Within the English content region, the popular feeds split into three main types:
1) The central cluster (in light green) represents popular blogs
- – XKCD is pretty high up there
- – John Gruber’s Daring Fireball
- – Joel Spolsky’s blog (Joel on Software)
2) To the right, we see a dense yellow cluster highlighting various technical web development-focused blogs, such as John Resig, HTML5 Watch and MooTools. There’s no clear central node here, meaning that if a user subscribes to one of these tech-dev blogs, they most likely also subscribe to others.
3) And to the left, the light blue region includes RSS feeds from MSM – including Business Insider, The Atlantic Wire and The New Yorker feeds.
A large number of heavily subscribed RSS feeds are not in English. The dark green and blue regions of the graph represent content in Mandarin, many of which host technical content but not limited to. William Long’s blog on Sina is one of the most heavily subscribed to blog in Mandarin. Others include the popular Solidot, a Slashdot copy and various non-technology feeds, such as BBC China, and Songshuhui.net, a website for science enthusiasts.
Some topics we’re interested to further explore are around bridging. What content (or feed) tends to bridge between the Chinese blogosphere and the English one? Which online publishers help information flow across language barriers?

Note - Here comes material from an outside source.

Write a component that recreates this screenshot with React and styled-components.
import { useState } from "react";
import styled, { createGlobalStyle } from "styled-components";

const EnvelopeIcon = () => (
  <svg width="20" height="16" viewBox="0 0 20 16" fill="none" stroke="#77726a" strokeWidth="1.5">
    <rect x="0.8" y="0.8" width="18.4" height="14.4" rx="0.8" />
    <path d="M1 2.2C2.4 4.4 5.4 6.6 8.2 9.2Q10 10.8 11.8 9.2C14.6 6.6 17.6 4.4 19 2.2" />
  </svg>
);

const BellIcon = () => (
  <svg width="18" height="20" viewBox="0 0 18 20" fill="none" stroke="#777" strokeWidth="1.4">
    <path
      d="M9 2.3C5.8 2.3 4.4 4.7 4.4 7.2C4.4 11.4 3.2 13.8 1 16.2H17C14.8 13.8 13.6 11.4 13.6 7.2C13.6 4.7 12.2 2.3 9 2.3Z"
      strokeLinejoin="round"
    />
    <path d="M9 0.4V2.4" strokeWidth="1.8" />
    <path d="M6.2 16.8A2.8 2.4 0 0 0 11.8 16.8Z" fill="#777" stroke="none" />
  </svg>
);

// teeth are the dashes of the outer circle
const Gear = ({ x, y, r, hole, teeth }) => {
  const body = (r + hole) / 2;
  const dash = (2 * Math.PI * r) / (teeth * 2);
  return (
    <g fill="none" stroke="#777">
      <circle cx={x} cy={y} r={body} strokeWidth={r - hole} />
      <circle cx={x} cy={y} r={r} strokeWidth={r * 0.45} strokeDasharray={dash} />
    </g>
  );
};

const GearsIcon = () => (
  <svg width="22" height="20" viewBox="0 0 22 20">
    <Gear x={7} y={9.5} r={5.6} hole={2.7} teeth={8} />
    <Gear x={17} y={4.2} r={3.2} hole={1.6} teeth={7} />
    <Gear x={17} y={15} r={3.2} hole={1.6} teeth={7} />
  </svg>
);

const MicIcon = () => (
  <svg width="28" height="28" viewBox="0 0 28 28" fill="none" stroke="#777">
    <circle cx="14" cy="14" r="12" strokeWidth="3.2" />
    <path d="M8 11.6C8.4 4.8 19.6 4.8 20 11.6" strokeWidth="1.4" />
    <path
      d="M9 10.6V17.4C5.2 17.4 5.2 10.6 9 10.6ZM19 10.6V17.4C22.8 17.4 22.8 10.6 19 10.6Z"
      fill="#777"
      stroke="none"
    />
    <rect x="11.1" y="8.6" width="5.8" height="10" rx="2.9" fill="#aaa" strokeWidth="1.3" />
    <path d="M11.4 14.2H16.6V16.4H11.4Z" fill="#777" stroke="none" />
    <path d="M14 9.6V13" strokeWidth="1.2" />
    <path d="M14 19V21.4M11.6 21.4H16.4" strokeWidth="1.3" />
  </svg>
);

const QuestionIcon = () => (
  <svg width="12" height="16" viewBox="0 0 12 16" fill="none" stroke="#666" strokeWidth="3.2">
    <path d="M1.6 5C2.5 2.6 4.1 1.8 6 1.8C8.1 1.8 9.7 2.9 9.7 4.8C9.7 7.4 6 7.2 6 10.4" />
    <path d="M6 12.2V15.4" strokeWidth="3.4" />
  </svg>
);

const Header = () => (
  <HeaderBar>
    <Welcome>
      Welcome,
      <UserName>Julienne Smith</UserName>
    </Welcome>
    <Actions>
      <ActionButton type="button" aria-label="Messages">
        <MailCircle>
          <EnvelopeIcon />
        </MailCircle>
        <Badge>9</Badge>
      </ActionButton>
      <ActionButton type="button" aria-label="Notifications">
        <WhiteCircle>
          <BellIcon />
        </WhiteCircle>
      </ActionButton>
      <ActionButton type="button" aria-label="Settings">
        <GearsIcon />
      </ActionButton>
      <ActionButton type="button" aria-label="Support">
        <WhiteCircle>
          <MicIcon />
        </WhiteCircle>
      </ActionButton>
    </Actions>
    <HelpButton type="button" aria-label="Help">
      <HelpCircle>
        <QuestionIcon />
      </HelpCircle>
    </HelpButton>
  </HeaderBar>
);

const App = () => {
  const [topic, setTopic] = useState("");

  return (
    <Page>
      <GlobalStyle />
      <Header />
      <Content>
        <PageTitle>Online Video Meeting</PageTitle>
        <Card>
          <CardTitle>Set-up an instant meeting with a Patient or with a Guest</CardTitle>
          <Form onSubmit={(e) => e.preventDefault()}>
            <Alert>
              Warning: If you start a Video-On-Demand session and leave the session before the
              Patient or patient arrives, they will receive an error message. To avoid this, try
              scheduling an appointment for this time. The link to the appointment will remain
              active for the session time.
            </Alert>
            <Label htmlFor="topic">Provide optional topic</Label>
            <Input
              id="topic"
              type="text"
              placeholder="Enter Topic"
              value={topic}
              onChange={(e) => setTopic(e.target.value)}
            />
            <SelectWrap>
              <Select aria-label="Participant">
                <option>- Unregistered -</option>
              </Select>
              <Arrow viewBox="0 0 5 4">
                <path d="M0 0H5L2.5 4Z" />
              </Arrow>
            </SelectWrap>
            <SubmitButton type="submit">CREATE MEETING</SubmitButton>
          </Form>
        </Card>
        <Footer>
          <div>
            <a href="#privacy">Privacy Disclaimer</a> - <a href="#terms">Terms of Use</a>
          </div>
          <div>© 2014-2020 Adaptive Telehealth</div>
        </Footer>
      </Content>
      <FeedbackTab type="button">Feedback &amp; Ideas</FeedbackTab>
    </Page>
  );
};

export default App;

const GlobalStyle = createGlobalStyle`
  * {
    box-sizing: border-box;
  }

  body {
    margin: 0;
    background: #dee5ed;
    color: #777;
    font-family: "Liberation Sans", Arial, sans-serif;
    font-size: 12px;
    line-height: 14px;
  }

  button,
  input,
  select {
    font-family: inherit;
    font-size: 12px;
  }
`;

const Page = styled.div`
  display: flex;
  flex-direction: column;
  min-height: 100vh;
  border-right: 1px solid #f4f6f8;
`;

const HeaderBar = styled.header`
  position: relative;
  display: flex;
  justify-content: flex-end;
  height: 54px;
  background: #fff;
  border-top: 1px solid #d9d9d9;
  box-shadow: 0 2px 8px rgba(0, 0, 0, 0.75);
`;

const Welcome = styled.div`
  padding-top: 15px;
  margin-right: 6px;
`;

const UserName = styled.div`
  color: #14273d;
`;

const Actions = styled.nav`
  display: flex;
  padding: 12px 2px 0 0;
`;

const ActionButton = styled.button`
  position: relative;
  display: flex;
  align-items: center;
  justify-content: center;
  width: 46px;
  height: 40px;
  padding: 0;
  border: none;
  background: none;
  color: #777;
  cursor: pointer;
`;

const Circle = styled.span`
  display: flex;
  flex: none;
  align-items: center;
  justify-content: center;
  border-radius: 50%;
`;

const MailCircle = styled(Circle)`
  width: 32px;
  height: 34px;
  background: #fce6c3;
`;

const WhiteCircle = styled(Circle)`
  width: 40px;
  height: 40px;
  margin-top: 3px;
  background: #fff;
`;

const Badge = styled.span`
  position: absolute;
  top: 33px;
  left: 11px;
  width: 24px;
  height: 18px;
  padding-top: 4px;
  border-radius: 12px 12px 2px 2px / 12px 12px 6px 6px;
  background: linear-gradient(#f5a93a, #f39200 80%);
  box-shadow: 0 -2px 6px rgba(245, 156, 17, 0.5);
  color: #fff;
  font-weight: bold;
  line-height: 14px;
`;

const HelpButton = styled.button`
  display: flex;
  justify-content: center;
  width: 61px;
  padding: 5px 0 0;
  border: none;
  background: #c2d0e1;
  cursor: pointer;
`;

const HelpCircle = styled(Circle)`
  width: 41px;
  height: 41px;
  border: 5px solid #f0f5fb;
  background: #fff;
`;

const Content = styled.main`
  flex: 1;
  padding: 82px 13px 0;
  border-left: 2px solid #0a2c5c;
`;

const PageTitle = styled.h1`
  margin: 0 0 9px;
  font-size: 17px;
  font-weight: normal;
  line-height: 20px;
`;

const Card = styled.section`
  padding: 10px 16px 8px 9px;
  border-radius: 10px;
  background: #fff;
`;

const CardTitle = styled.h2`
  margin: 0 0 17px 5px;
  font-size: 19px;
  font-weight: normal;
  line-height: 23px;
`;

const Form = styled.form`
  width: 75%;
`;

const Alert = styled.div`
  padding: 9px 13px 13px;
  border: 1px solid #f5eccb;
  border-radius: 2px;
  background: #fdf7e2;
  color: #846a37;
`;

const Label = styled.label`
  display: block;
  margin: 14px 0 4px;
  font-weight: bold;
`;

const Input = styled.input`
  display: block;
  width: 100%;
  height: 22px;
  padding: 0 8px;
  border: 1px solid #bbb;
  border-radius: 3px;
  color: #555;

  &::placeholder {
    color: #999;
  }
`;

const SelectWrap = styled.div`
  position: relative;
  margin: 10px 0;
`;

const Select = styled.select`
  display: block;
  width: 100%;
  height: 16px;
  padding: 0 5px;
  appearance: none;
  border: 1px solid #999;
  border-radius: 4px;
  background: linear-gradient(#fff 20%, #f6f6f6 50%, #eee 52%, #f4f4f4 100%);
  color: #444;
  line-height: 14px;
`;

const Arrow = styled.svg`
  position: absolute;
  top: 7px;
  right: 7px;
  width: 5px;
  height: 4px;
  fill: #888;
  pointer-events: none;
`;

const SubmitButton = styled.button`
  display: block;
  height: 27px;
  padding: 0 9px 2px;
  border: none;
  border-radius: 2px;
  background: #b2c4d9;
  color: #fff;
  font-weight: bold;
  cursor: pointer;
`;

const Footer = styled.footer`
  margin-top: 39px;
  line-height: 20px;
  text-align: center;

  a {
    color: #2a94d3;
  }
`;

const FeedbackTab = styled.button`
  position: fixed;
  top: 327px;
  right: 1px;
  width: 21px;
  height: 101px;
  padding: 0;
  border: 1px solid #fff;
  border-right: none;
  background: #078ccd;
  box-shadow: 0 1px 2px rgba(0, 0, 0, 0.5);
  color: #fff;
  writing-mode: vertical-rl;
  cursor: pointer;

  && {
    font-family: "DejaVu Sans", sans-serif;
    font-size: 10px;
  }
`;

About 34% of the top feeds displayed in this visualization use WordPress to generate the feed. Other popular feed generators include Blogger and Tumblr. Unsurprisingly, within the Russian content cluster, we see many more feeds generated by LiveJournal, the Arabic content feeds skews slightly towards Blogger while the popular Korean feeds tend to use Tistory. Around 33% of the feeds, use their own RSS generators – many of these feeds are media and other non-hosted publishers.

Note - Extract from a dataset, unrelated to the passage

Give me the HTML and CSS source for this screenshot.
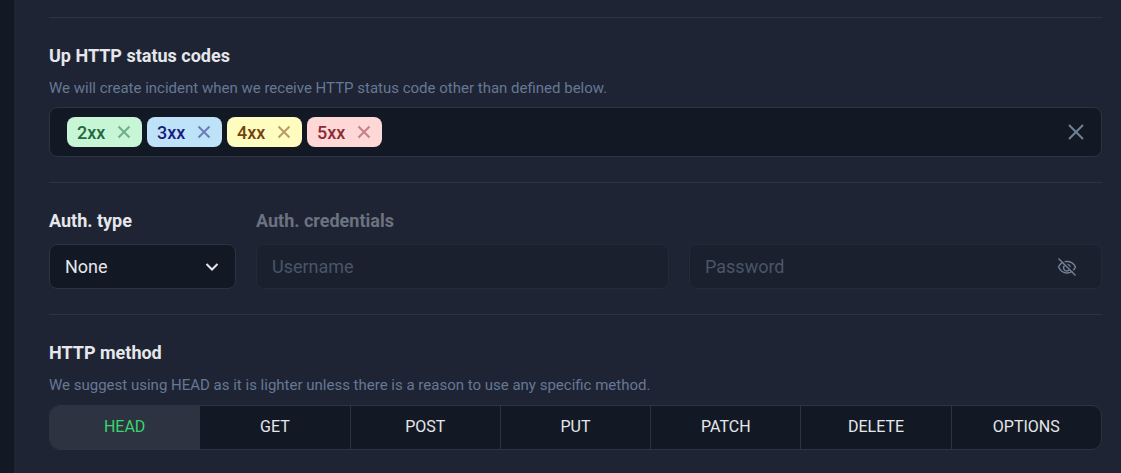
FILE: index.html
```html
<!DOCTYPE html>
<html lang="en">

<head>
    <meta charset="UTF-8">
    <meta name="viewport" content="width=device-width, initial-scale=1.0">
    <title>Monitor settings</title>
    <link rel="stylesheet" href="styles.css">
</head>

<body>
    <form class="panel">
        <section class="section">
            <h2 class="title">Up HTTP status codes</h2>
            <p class="hint">We will create incident when we receive HTTP status code other than defined below.</p>
            <div class="tag-box">
                <span class="tag tag-green">2xx
                    <button type="button" class="tag-remove" aria-label="Remove 2xx"><svg class="cross" viewBox="0 0 14 14"><path d="M1.5 1.5l11 11M12.5 1.5l-11 11"/></svg></button>
                </span>
                <span class="tag tag-blue">3xx
                    <button type="button" class="tag-remove" aria-label="Remove 3xx"><svg class="cross" viewBox="0 0 14 14"><path d="M1.5 1.5l11 11M12.5 1.5l-11 11"/></svg></button>
                </span>
                <span class="tag tag-yellow">4xx
                    <button type="button" class="tag-remove" aria-label="Remove 4xx"><svg class="cross" viewBox="0 0 14 14"><path d="M1.5 1.5l11 11M12.5 1.5l-11 11"/></svg></button>
                </span>
                <span class="tag tag-red">5xx
                    <button type="button" class="tag-remove" aria-label="Remove 5xx"><svg class="cross" viewBox="0 0 14 14"><path d="M1.5 1.5l11 11M12.5 1.5l-11 11"/></svg></button>
                </span>
                <button type="button" class="clear" aria-label="Clear all"><svg class="clear-icon" viewBox="0 0 16 16"><path d="M1 1l14 14M15 1L1 15"/></svg></button>
            </div>
        </section>

        <section class="section auth">
            <div class="auth-type">
                <label class="title" for="auth-type">Auth. type</label>
                <div class="field">
                    <select id="auth-type" class="control">
                        <option>None</option>
                        <option>Basic</option>
                    </select>
                    <svg class="chevron" viewBox="0 0 14 8"><path d="M1.5 1L7 6.5L12.5 1"/></svg>
                </div>
            </div>
            <div class="auth-credentials">
                <label class="title" for="username">Auth. credentials</label>
                <div class="credentials">
                    <input type="text" id="username" class="control" placeholder="Username" disabled>
                    <div class="field">
                        <input type="password" id="password" class="control" placeholder="Password" aria-label="Password" disabled>
                        <button type="button" class="reveal" aria-label="Show password" disabled>
                            <svg class="eye" viewBox="0 0 20 20">
                                <path d="M1.5 10C3.5 6 6.5 4.500 10 4.500s6.500 1.500 8.500 5.500c-2 4-5 6-8.500 6s-6.500-2-8.500-6z"/>
                                <path d="M7.500 8.500a3.200 3.200 0 1 0 4.800 4.200"/>
                                <path d="M10 7.500a3 3 0 0 1 3 3"/>
                                <path class="eye-gap" d="M2.500 .5l17 17"/>
                                <path d="M1.500 1.500l17 17"/>
                            </svg>
                        </button>
                    </div>
                </div>
            </div>
        </section>

        <section class="section">
            <h2 class="title">HTTP method</h2>
            <p class="hint">We suggest using HEAD as it is lighter unless there is a reason to use any specific method.</p>
            <div class="methods" role="radiogroup" aria-label="HTTP method">
                <label class="method"><input type="radio" name="method" checked><span>HEAD</span></label>
                <label class="method"><input type="radio" name="method"><span>GET</span></label>
                <label class="method"><input type="radio" name="method"><span>POST</span></label>
                <label class="method"><input type="radio" name="method"><span>PUT</span></label>
                <label class="method"><input type="radio" name="method"><span>PATCH</span></label>
                <label class="method"><input type="radio" name="method"><span>DELETE</span></label>
                <label class="method"><input type="radio" name="method"><span>OPTIONS</span></label>
            </div>
        </section>
    </form>
</body>

</html>
```
FILE: styles.css
```css
* {
    margin: 0;
    padding: 0;
    box-sizing: border-box;
}

body {
    padding-left: 14px;
    background-color: #131924;
    color: #e5e7eb;
    font-family: Roboto, sans-serif;
}

button {
    border: none;
    background: none;
    color: inherit;
    cursor: pointer;
}

svg {
    display: block;
    fill: none;
    stroke: currentColor;
}

.panel {
    min-height: 100vh;
    padding: 17px 19px 0 35px;
    background-color: #1e2433;
}

.section {
    padding: 24px 0 25px;
    border-top: 1px solid #2d3340;
}

.section:last-child {
    padding-bottom: 22px;
}

.title {
    display: block;
    font-size: 18px;
    font-weight: bold;
    line-height: 28px;
}

.hint {
    margin-top: 8px;
    color: #667896;
    font-size: 15px;
    line-height: 20px;
}

/* status codes */
.tag-box {
    display: flex;
    align-items: center;
    gap: 5px;
    height: 50px;
    margin-top: 9px;
    padding: 0 17px;
    background-color: #131924;
    border: 1px solid #2d3340;
    border-radius: 8px;
}

.tag {
    display: flex;
    align-items: center;
    justify-content: space-between;
    width: 75px;
    height: 30px;
    padding: 0 11px 0 10px;
    border-radius: 8px;
    font-size: 18px;
    font-weight: 500;
}

.tag-green {
    background-color: #c6f6d5;
    color: #22693f;
}

.tag-blue {
    background-color: #bee3f8;
    color: #1a1a80;
}

.tag-yellow {
    background-color: #fefcbf;
    color: #744210;
}

.tag-red {
    background-color: #fed7d7;
    color: #8b2c35;
}

.tag-remove {
    opacity: 0.5;
}

.cross {
    width: 14px;
    height: 14px;
    stroke-width: 2;
}

.clear {
    margin-left: auto;
    color: #718096;
}

.clear-icon {
    width: 16px;
    height: 16px;
    stroke-width: 2;
}

/* authentication */
.auth {
    display: flex;
    gap: 20px;
}

.auth-type {
    width: 187px;
}

.auth-credentials {
    flex: 1;
}

.auth-credentials .title {
    color: #6b7280;
}

.credentials {
    display: grid;
    grid-template-columns: 1fr 1fr;
    gap: 20px;
}

.field {
    position: relative;
}

.control {
    display: block;
    width: 100%;
    height: 45px;
    margin-top: 9px;
    padding: 0 15px;
    appearance: none;
    background-color: #131924;
    border: 1px solid #2d3340;
    border-radius: 8px;
    color: #e5e7eb;
    font-family: inherit;
    font-size: 18px;
}

.control:disabled {
    background-color: #1a202d;
    border-color: #242a38;
    opacity: 1;
}

.control::placeholder {
    color: #4a5568;
}

.chevron {
    position: absolute;
    right: 17px;
    bottom: 18px;
    width: 14px;
    height: 8px;
    stroke-width: 2;
    pointer-events: none;
}

.reveal {
    position: absolute;
    right: 25px;
    bottom: 12px;
    color: #718096;
}

.eye {
    width: 20px;
    height: 20px;
    stroke-width: 1.5;
}

.eye-gap {
    stroke: #1a202d;
}

/* method switch */
.methods {
    display: flex;
    height: 45px;
    margin-top: 10px;
    overflow: hidden;
    background-color: #131924;
    border: 1px solid #2d3340;
    border-radius: 10px;
}

.method {
    display: flex;
    flex: 1;
    cursor: pointer;
}

.method + .method {
    border-left: 1px solid #2d3340;
}

.method input {
    appearance: none;
}

.method span {
    flex: 1;
    font-size: 16px;
    line-height: 42px;
    text-align: center;
}

.method input:checked + span {
    background-color: #2d3340;
    color: #38d66b;
}
```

Organizing Feeds by Labels
The ways in which users tag or label feeds give us the ability to better organize the content. By looking at the folder names under which feeds are placed, we can get a sense for which label or topic best fits a feed or group of feeds. Given our inclination towards data geekery, we decided to run a little experiment on the top feeds that were ever tagged with variants of the word ‘data’. This could be ‘dataviz’ or simply ‘data’. But the fact that a user placed a feed within a folder referencing ‘data’ means that source most likely publishes content that’s somewhat related to data.
Next step is to create a network graph where nodes are feeds, but connections reflect the number of shared labels feeds have. The more shared labels a set of feeds have, the more likely they are a part of the same logical group. The resulting graph is utterly fascinating.
We see five distinct regions emerging from our data graph. While the central group in blue boasts the largest feeds (most followed compared to the rest), it is also the least interesting group. These are all very popular blogs, which would have been classified to various categories by many users.
The largest group (in purple) represents feeds that are tech heavy. With numerous feeds spanning database technologies such as MySQL, MongoDB and Postgresql, this group spans content in both English and Mandarin. This means that many users who subscribe to the ‘MySQL Performance Blog’ are likely to also read the ‘Alibaba DBA Team’ blog as well as other mandarin content.
The second largest group of feeds (in red) represents content about data visualization. This includes the popular David McCandless ‘Information Is Beautiful’ blog, as well as the always entertaining JunkCharts. The green region on top is all about data science. Here we have The Natural Language Processing Blog, R-bloggers, math babe and Hilary Mason’s blog. The tiny region at the bottom (orange) includes data journalism-related feeds, including Jonathan Stray, Hacks/Hackers and Data Miner UK.
Using this relatively simple method, we identified dominant feeds that have to do with data, but also classified them into four very different categories. Using this mapping, I’ve already updated my steadily growing digg reader ‘data’ folder. By generalizing this method, we’re hoping to provide similar insight and recommendations for users.